Benar-benar akan Mencarimu

Mengutip dalam salah satu buku karya Syaikh Munir Muhammad al-Ghadban. Salah satu karakteristik dakwah dari Rasulullah SAW adalah berdakwah melalui intelektualitas da’i dan status sosialnya.

Tersebutlah disini Abu Bakar, yang merupakan salah satu da’i yang sangat berpengaruh pada waktu itu. Secara garis besar, Islam adalah sesuatu yang baru dalam pandangan mayoritas umat kala itu. Tapi lihatlah Abu Bakar, akhlaknya sebagai lelaki yang akrab dengan kaumnya, dicintai, dan disayangi, pengetahuannya yang dikatakan sebagai seorang Quraisy yang paling mengerti dan tahu tentang nasab suku bangsa Quraisy serta masalah kebaikan dan keburukan didalamnya, dan juga pekerjaannya yang menyebutkan dirinya adalah seorang pedagang yang memiliki akhlak mulia dan sering didatangi tokoh-tokoh kaumnya untuk dimintai pendapat mengenai banya hal. Status sosial seorang da’i akan menjadikan dia didengar ditengah masyarakatnya sehingga akan meninggikan derajatnya. Meskipun perlu diketahui bahwa secara keturunan, Abu Bakar termasuk suku Quraisy yang turunannya paling lemah. Tetapi hal itu tidak menghalanginya untuk memperoleh kedudukan yang tinggi di tengah kaumnya, bahkan untuk menjadi seorang Khalifah. Kapasitas isi dan kapasitas pembawa yang menunjang itu semua.

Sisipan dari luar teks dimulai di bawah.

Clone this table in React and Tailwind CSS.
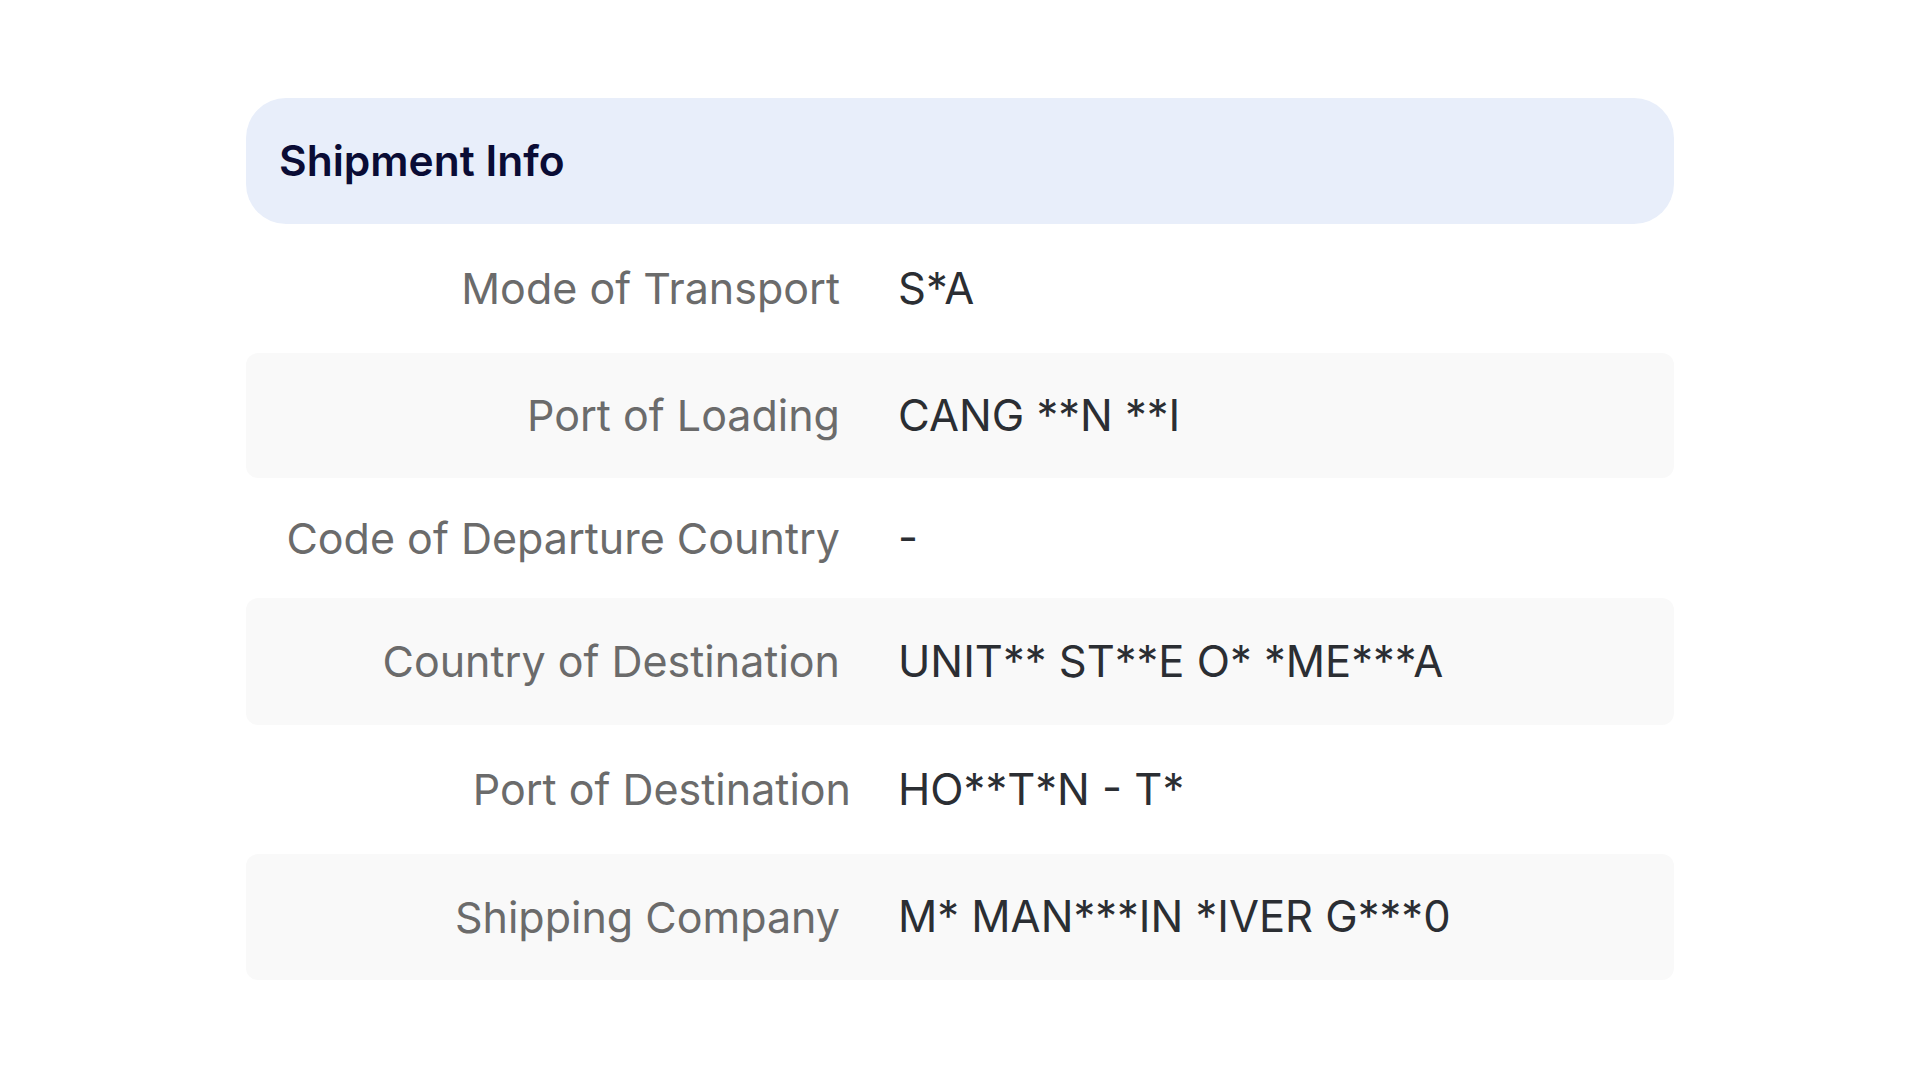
import React from "react";

const rows = [
  { label: "Mode of Transport", value: "S*A", h: "h-[129px]", bg: false, lw: "w-[594px]", vp: "pl-[58px]" },
  { label: "Port of Loading", value: "CANG **N **I", h: "h-[125px]", bg: true, lw: "w-[594px]", vp: "pl-[58px]" },
  { label: "Code of Departure Country", value: "-", h: "h-[120px]", bg: false, lw: "w-[594px]", vp: "pl-[58px]" },
  { label: "Country of Destination", value: "UNIT** ST**E O* *ME***A", h: "h-[127px]", bg: true, lw: "w-[594px]", vp: "pl-[58px]" },
  { label: "Port of Destination", value: "HO**T*N - T*", h: "h-[129px]", bg: false, lw: "w-[605px]", vp: "pl-[47px]" },
  { label: "Shipping Company", value: "M* MAN***IN *IVER G***0", h: "h-[126px]", bg: true, lw: "w-[594px]", vp: "pl-[58px]" },
];

export default function App() {
  return (
    <div className="min-h-screen w-full bg-white font-['Inter',sans-serif]">
      <div className="pt-[98px] pl-[246px]">
        <div className="w-[1428px] flex flex-col">
          <div className="h-[126px] rounded-[40px] bg-[#e8eefa] flex items-center pl-[33px]">
            <h2 className="text-[42.5px] font-semibold text-[#0a0c35] leading-none">Shipment Info</h2>
          </div>
          {rows.map((r) => (
            <div
              key={r.label}
              className={`${r.h} flex items-center rounded-xl ${r.bg ? "bg-[#f9f9f9]" : ""}`}
            >
              <div className={`${r.lw} shrink-0 text-right text-[43px] text-[#6b6b6b] leading-none whitespace-nowrap`}>
                {r.label}
              </div>
              <div className={`${r.vp} text-[43.5px] text-[#2b2e33] leading-none whitespace-nowrap`}>
                {r.value}
              </div>
            </div>
          ))}
        </div>
      </div>
    </div>
  );
}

Akan lebih panjang jika harus dijabarkan secara teknis metode-metodenya, biarlah sedikit ini bisa menjadi gambaran yang mencerminkan secara sederhana maksud dari tulisan ini ada. Yaitu agar apa saja yang kita tawarkan, sejatinya memiliki kesempatan untuk dapat dijual dan laku dipasaran. Asalkan mau membentuk dan membangun kualitas. Ia akan dicari, bahkan oleh siapapun. Kendati suatu ketika akan ada usaha untuk menjatuhkan tampilannya, mengurangi daya jual dan simpati publiknya oleh pelaku-pelaku ide lain. Tidak jadi soal, ia akan tetap dicari, benar-benar akan dicari. Karena separuh dari bangunan kepercayaan adalah dalam bahasa yang jelas, separuh lainnya adalah dalam warna yang tegas.